Location
- 2301 Fulton Rd PO Box 2301 Vernon, British Columbia, V1H 1Y1 Canada 50°14′58″N 119°18′33″W﻿ / ﻿50.2494°N 119.3093°W

Information
- Former names: Vernon High School, Clarence Fulton High School
- School type: Public, high school
- Motto: Felicitas et Dignitas (Success and Prestige)
- Founded: 1964
- School board: School District 22 Vernon
- School number: 2222025
- Principal: Mike Edger
- Staff: 55
- Grades: 8-12
- Enrollment: 784 (2024-2025)
- Language: English
- Colours: Gold, maroon
- Team name: Maroons
- Website: clarencefulton.sd22.bc.ca

= Clarence Fulton Secondary School =

Clarence Fulton Secondary is a public high school in Vernon, British Columbia part of School District 22 Vernon.
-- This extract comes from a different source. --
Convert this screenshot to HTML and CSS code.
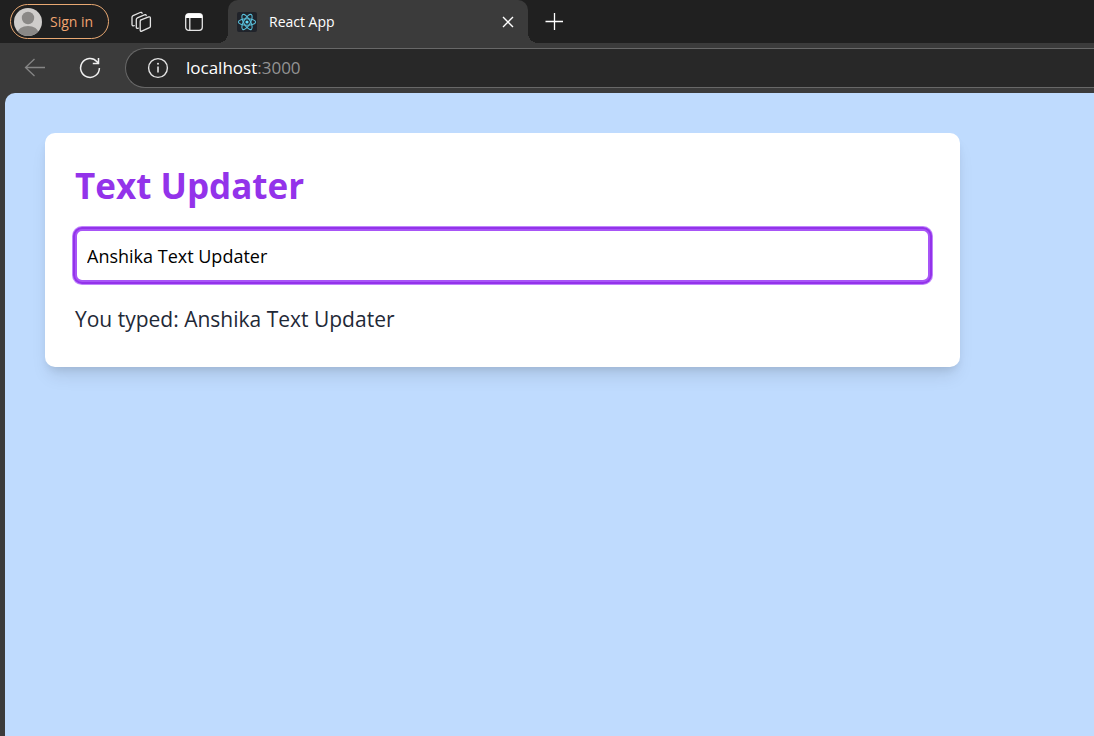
FILE: index.html
```html
<!DOCTYPE html>
<html lang="en">
<head>
<meta charset="utf-8">
<meta name="viewport" content="width=device-width, initial-scale=1">
<title>React App</title>
<link rel="stylesheet" href="styles.css">
</head>
<body>
<header class="browser">
  <div class="tab-strip">
    <button class="profile" type="button">
      <svg class="avatar" viewBox="0 0 28 28" aria-hidden="true">
        <defs><clipPath id="avatar-clip"><circle cx="14" cy="14" r="14"/></clipPath></defs>
        <circle cx="14" cy="14" r="14" fill="#cfcdcb"/>
        <g fill="#8a8886" clip-path="url(#avatar-clip)"><circle cx="14" cy="10" r="6.2"/><ellipse cx="14" cy="25" rx="10.5" ry="7"/></g>
      </svg>
      <span>Sign in</span>
    </button>
    <button class="icon-button workspaces" type="button" aria-label="Workspaces">
      <svg width="22" height="22" viewBox="0 0 22 22" fill="none" stroke="#e4e4e4" stroke-width="1.3" stroke-linejoin="round" stroke-linecap="round">
        <path d="M10.4 9.2 18.8 5.9Q20.4 5.4 20.4 7V15.2Q20.4 16.2 19.4 16.7L11.8 20.1Q10.2 20.7 10.2 19V10.5Q10.2 9.5 11.1 8.9Z"/>
        <path d="M8.3 17.2Q6.3 18 6.3 16V8.5Q6.3 7.3 7.4 6.8L14.4 3.8Q16 3.2 16.2 4.6"/>
        <path d="M4.2 14.7Q2 15.2 2 13.5V6.3Q2 5.1 3.1 4.6L10.2 1.5Q11.7 1 12.1 2.3"/>
      </svg>
    </button>
    <button class="icon-button tab-actions" type="button" aria-label="Tab actions">
      <svg width="18" height="18" viewBox="0 0 18 18" fill="none">
        <rect x=".7" y=".7" width="16.6" height="16.6" rx="3" stroke="#e4e4e4" stroke-width="1.3"/>
        <path d="M.7 5V3.5Q.7.7 3.5.7H14.5Q17.3.7 17.3 3.5V5Z" fill="#fff"/>
        <path d="M4.8 5V17" stroke="#e4e4e4" stroke-width="1.3"/>
      </svg>
    </button>
    <div class="tab">
      <svg class="favicon" viewBox="0 0 20 20" aria-hidden="true">
        <rect width="20" height="20" rx="2" fill="#20232a"/>
        <g fill="none" stroke="#58bdd8" stroke-width="1.1"><ellipse cx="10" cy="10" rx="8.6" ry="3.3"/><ellipse cx="10" cy="10" rx="8.6" ry="3.3" transform="rotate(60 10 10)"/><ellipse cx="10" cy="10" rx="8.6" ry="3.3" transform="rotate(120 10 10)"/></g>
        <circle cx="10" cy="10" r="1.6" fill="#61dafb"/>
      </svg>
      <span class="tab-title">React App</span>
      <button class="icon-button close" type="button" aria-label="Close tab">
        <svg width="12" height="12" viewBox="0 0 12 12" stroke="#fff" stroke-width="1.4"><path d="M1 1 11 11M11 1 1 11"/></svg>
      </button>
    </div>
    <button class="icon-button new-tab" type="button" aria-label="New tab">
      <svg width="18" height="18" viewBox="0 0 18 18" stroke="#fff" stroke-width="1.3"><path d="M9.5 0V17M.5 8.5H18"/></svg>
    </button>
  </div>
  <div class="toolbar">
    <button class="icon-button back" type="button" aria-label="Back">
      <svg width="22" height="20" viewBox="0 0 22 20" fill="none" stroke="#858585" stroke-width="1.3"><path d="M21 9.5H1.5M10.5 1 1.5 9.5 10.5 18"/></svg>
    </button>
    <button class="icon-button refresh" type="button" aria-label="Refresh">
      <svg width="22" height="22" viewBox="0 0 22 22" fill="none" stroke="#f0f0f0" stroke-width="1.5"><path d="M20.4 11A9.4 9.4 0 1 1 18 4.7L19.4 6.3M19.5 1V6.5H13.8"/></svg>
    </button>
    <div class="address">
      <svg width="22" height="22" viewBox="0 0 22 22" fill="none" stroke="#e4e4e4" aria-hidden="true"><circle cx="11" cy="11" r="9.4" stroke-width="1.4"/><path d="M11 9.5V15.5" stroke-width="1.6"/><circle cx="11" cy="6.8" r="1" fill="#e4e4e4" stroke="none"/></svg>
      <span class="url"><span class="host">localhost</span>:3000</span>
    </div>
  </div>
</header>
<main class="page">
  <section class="card">
    <h1 class="title">Text Updater</h1>
    <input class="text-input" type="text" value="Anshika Text Updater" aria-label="Text">
    <p class="result">You typed: Anshika Text Updater</p>
  </section>
</main>
</body>
</html>
```

FILE: styles.css
```css
* {
  box-sizing: border-box;
}

body {
  margin: 0;
  min-height: 100vh;
  display: flex;
  flex-direction: column;
  background: #3b3b3b;
  font-family: "Segoe UI", "Open Sans", "Noto Sans", sans-serif;
  overflow-x: hidden;
}

button {
  font: inherit;
  cursor: pointer;
}

svg {
  display: block;
  flex: none;
}

.tab-strip {
  display: flex;
  align-items: center;
  height: 43px;
  padding-left: 10px;
  background: #202020;
}

.profile {
  display: flex;
  align-items: center;
  gap: 8px;
  width: 99px;
  height: 35px;
  padding: 0 3px;
  border: 1px solid #e8a872;
  border-radius: 18px;
  background: transparent;
  color: #f0a470;
  font-size: 14px;
  white-space: nowrap;
}

.avatar {
  width: 28px;
  height: 28px;
}

.icon-button {
  display: flex;
  align-items: center;
  justify-content: center;
  flex: none;
  padding: 0;
  border: 0;
  background: transparent;
}

.workspaces {
  margin-left: 21px;
}

.tab-actions {
  margin-left: 33px;
}

.tab {
  position: relative;
  display: flex;
  align-items: center;
  gap: 12px;
  width: 300px;
  height: 43px;
  margin-left: 25px;
  padding: 0 14px 0 9px;
  border-radius: 10px 10px 0 0;
  background: #3b3b3b;
  color: #fff;
  font-size: 14px;
}

.tab::before,
.tab::after {
  content: "";
  position: absolute;
  bottom: 0;
  width: 10px;
  height: 10px;
}

.tab::before {
  right: 100%;
  background: radial-gradient(circle at 0 0, #202020 10px, #3b3b3b 10px);
}

.tab::after {
  left: 100%;
  background: radial-gradient(circle at 100% 0, #202020 10px, #3b3b3b 10px);
}

.favicon {
  width: 20px;
  height: 20px;
}

.tab-title {
  flex: 1;
}

.new-tab {
  margin-left: 17px;
}

.toolbar {
  display: flex;
  align-items: center;
  height: 50px;
  padding-left: 24px;
}

.refresh {
  margin-left: 33px;
}

.address {
  display: flex;
  align-items: center;
  flex: 1;
  gap: 17px;
  height: 40px;
  margin-left: 24px;
  padding-left: 21px;
  border: 1px solid #686868;
  border-right: 0;
  border-radius: 20px 0 0 20px;
  background: #282828;
}

.url {
  color: #939393;
  font-size: 17px;
  line-height: 22px;
}

.host {
  color: #fff;
}

.page {
  flex: 1;
  margin-left: 5px;
  padding: 40px;
  border-radius: 10px 0 0 0;
  background: #bfdbfe;
}

.card {
  max-width: 915px;
  padding: 30px;
  border-radius: 10px;
  background: #fff;
  box-shadow: 0 12px 18px -4px rgb(0 0 0 / 10%), 0 5px 8px -3px rgb(0 0 0 / 10%);
}

.title {
  margin: 0 0 20px;
  color: #9333ea;
  font-size: 35px;
  font-weight: 700;
  line-height: 46px;
}

.text-input {
  display: block;
  width: 100%;
  height: 53px;
  margin: 0 0 20px;
  padding: 0 10px;
  border: 2px solid #a855f7;
  border-radius: 7px;
  outline: 0;
  box-shadow: 0 0 0 2px #9333ea, 0 0 0 3px #c084fc;
  background: #fff;
  color: #000;
  font-family: inherit;
  font-size: 18px;
}

.result {
  margin: 0;
  color: #1f2937;
  font-size: 21px;
  line-height: 35px;
}
```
The school was originally called Vernon High School and was located at the north end of Polson Park in 1937, though it was renamed Vernon High School in 1964 after Clarence Fulton, former principal of several Vernon schools. In 1983, the school became a full secondary school and gained its current name. In 1993, the school moved to its current location.

The former school site is now the location of the Okanagan Science Centre.